● REQUIRED WORK:
Reproduce the listing below character for character; drop every image.

● RECORDED INFORMATION:
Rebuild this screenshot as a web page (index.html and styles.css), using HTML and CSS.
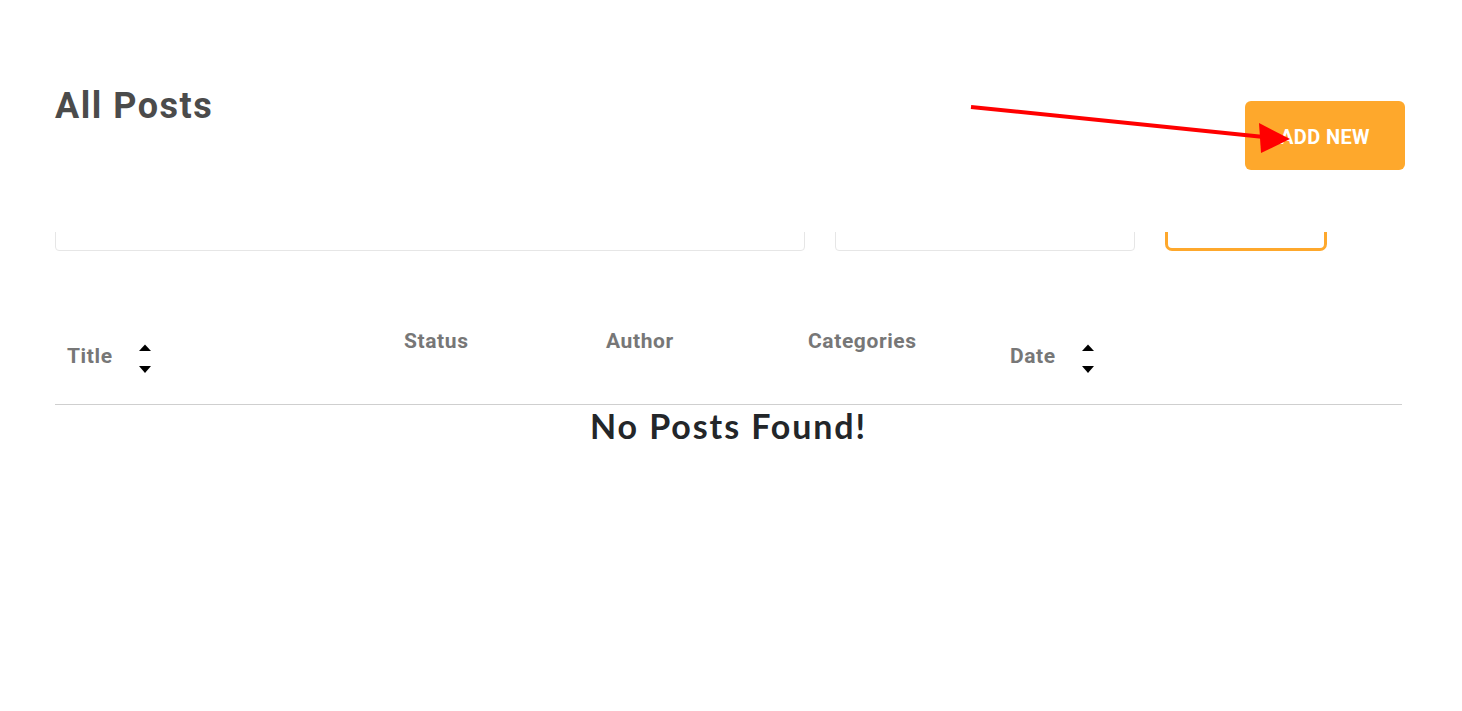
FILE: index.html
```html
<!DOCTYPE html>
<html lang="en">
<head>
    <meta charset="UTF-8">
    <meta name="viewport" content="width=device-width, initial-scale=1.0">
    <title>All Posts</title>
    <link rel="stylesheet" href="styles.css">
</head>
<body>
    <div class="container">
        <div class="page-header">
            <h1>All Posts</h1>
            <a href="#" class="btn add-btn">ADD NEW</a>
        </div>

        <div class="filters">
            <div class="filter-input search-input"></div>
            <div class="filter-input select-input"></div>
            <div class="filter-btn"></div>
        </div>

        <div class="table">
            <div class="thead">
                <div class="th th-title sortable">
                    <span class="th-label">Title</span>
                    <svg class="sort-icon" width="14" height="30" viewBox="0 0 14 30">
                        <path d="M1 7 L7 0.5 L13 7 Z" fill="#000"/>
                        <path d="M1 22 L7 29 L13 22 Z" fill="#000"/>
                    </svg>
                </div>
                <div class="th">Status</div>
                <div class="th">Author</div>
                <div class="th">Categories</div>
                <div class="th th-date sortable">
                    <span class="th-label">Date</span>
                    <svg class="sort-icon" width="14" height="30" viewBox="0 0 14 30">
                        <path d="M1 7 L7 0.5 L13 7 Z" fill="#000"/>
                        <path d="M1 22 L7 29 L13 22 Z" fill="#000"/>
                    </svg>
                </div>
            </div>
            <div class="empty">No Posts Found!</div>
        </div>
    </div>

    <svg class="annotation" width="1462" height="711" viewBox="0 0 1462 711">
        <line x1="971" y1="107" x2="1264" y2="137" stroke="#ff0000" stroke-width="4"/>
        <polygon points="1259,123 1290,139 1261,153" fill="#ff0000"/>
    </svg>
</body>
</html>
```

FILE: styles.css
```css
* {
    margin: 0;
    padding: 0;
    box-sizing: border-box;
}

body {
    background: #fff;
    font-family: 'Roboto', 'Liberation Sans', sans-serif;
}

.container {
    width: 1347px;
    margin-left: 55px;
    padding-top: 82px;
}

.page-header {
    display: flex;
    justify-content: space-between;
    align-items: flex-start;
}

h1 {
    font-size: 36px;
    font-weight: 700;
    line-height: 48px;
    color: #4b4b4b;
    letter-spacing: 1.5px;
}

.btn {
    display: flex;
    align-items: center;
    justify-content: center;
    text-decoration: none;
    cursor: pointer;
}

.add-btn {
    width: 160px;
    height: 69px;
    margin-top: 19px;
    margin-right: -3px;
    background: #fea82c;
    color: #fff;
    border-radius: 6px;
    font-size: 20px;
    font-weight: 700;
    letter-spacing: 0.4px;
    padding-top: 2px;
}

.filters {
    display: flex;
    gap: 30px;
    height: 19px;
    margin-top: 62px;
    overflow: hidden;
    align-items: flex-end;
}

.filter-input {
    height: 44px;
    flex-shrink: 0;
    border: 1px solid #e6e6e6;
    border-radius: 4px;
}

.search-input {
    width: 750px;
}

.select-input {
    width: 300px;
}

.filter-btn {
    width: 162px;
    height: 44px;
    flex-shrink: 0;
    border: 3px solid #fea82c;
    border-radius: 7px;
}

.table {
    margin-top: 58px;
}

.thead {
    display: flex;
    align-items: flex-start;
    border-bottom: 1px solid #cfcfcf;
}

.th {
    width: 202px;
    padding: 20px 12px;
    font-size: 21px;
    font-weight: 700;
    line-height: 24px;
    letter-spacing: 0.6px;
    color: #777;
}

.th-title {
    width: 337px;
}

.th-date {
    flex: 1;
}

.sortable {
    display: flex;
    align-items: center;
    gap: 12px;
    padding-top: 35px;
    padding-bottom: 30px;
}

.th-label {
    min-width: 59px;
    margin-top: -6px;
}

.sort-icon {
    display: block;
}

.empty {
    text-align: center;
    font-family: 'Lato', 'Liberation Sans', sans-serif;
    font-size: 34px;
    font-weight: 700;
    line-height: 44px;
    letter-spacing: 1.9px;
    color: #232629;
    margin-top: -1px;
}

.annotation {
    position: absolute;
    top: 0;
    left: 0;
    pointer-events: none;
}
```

● ANSWER TO THE PROBLEM:
Rebuild this screenshot as a web page (index.html and styles.css), using HTML and CSS.
FILE: index.html
```html
<!DOCTYPE html>
<html lang="en">
<head>
    <meta charset="UTF-8">
    <meta name="viewport" content="width=device-width, initial-scale=1.0">
    <title>All Posts</title>
    <link rel="stylesheet" href="styles.css">
</head>
<body>
    <div class="container">
        <div class="page-header">
            <h1>All Posts</h1>
            <a href="#" class="btn add-btn">ADD NEW</a>
        </div>

        <div class="filters">
            <div class="filter-input search-input"></div>
            <div class="filter-input select-input"></div>
            <div class="filter-btn"></div>
        </div>

        <div class="table">
            <div class="thead">
                <div class="th th-title sortable">
                    <span class="th-label">Title</span>
                    <svg class="sort-icon" width="14" height="30" viewBox="0 0 14 30">
                        <path d="M1 7 L7 0.5 L13 7 Z" fill="#000"/>
                        <path d="M1 22 L7 29 L13 22 Z" fill="#000"/>
                    </svg>
                </div>
                <div class="th">Status</div>
                <div class="th">Author</div>
                <div class="th">Categories</div>
                <div class="th th-date sortable">
                    <span class="th-label">Date</span>
                    <svg class="sort-icon" width="14" height="30" viewBox="0 0 14 30">
                        <path d="M1 7 L7 0.5 L13 7 Z" fill="#000"/>
                        <path d="M1 22 L7 29 L13 22 Z" fill="#000"/>
                    </svg>
                </div>
            </div>
            <div class="empty">No Posts Found!</div>
        </div>
    </div>

    <svg class="annotation" width="1462" height="711" viewBox="0 0 1462 711">
        <line x1="971" y1="107" x2="1264" y2="137" stroke="#ff0000" stroke-width="4"/>
        <polygon points="1259,123 1290,139 1261,153" fill="#ff0000"/>
    </svg>
</body>
</html>
```

FILE: styles.css
```css
* {
    margin: 0;
    padding: 0;
    box-sizing: border-box;
}

body {
    background: #fff;
    font-family: 'Roboto', 'Liberation Sans', sans-serif;
}

.container {
    width: 1347px;
    margin-left: 55px;
    padding-top: 82px;
}

.page-header {
    display: flex;
    justify-content: space-between;
    align-items: flex-start;
}

h1 {
    font-size: 36px;
    font-weight: 700;
    line-height: 48px;
    color: #4b4b4b;
    letter-spacing: 1.5px;
}

.btn {
    display: flex;
    align-items: center;
    justify-content: center;
    text-decoration: none;
    cursor: pointer;
}

.add-btn {
    width: 160px;
    height: 69px;
    margin-top: 19px;
    margin-right: -3px;
    background: #fea82c;
    color: #fff;
    border-radius: 6px;
    font-size: 20px;
    font-weight: 700;
    letter-spacing: 0.4px;
    padding-top: 2px;
}

.filters {
    display: flex;
    gap: 30px;
    height: 19px;
    margin-top: 62px;
    overflow: hidden;
    align-items: flex-end;
}

.filter-input {
    height: 44px;
    flex-shrink: 0;
    border: 1px solid #e6e6e6;
    border-radius: 4px;
}

.search-input {
    width: 750px;
}

.select-input {
    width: 300px;
}

.filter-btn {
    width: 162px;
    height: 44px;
    flex-shrink: 0;
    border: 3px solid #fea82c;
    border-radius: 7px;
}

.table {
    margin-top: 58px;
}

.thead {
    display: flex;
    align-items: flex-start;
    border-bottom: 1px solid #cfcfcf;
}

.th {
    width: 202px;
    padding: 20px 12px;
    font-size: 21px;
    font-weight: 700;
    line-height: 24px;
    letter-spacing: 0.6px;
    color: #777;
}

.th-title {
    width: 337px;
}

.th-date {
    flex: 1;
}

.sortable {
    display: flex;
    align-items: center;
    gap: 12px;
    padding-top: 35px;
    padding-bottom: 30px;
}

.th-label {
    min-width: 59px;
    margin-top: -6px;
}

.sort-icon {
    display: block;
}

.empty {
    text-align: center;
    font-family: 'Lato', 'Liberation Sans', sans-serif;
    font-size: 34px;
    font-weight: 700;
    line-height: 44px;
    letter-spacing: 1.9px;
    color: #232629;
    margin-top: -1px;
}

.annotation {
    position: absolute;
    top: 0;
    left: 0;
    pointer-events: none;
}
```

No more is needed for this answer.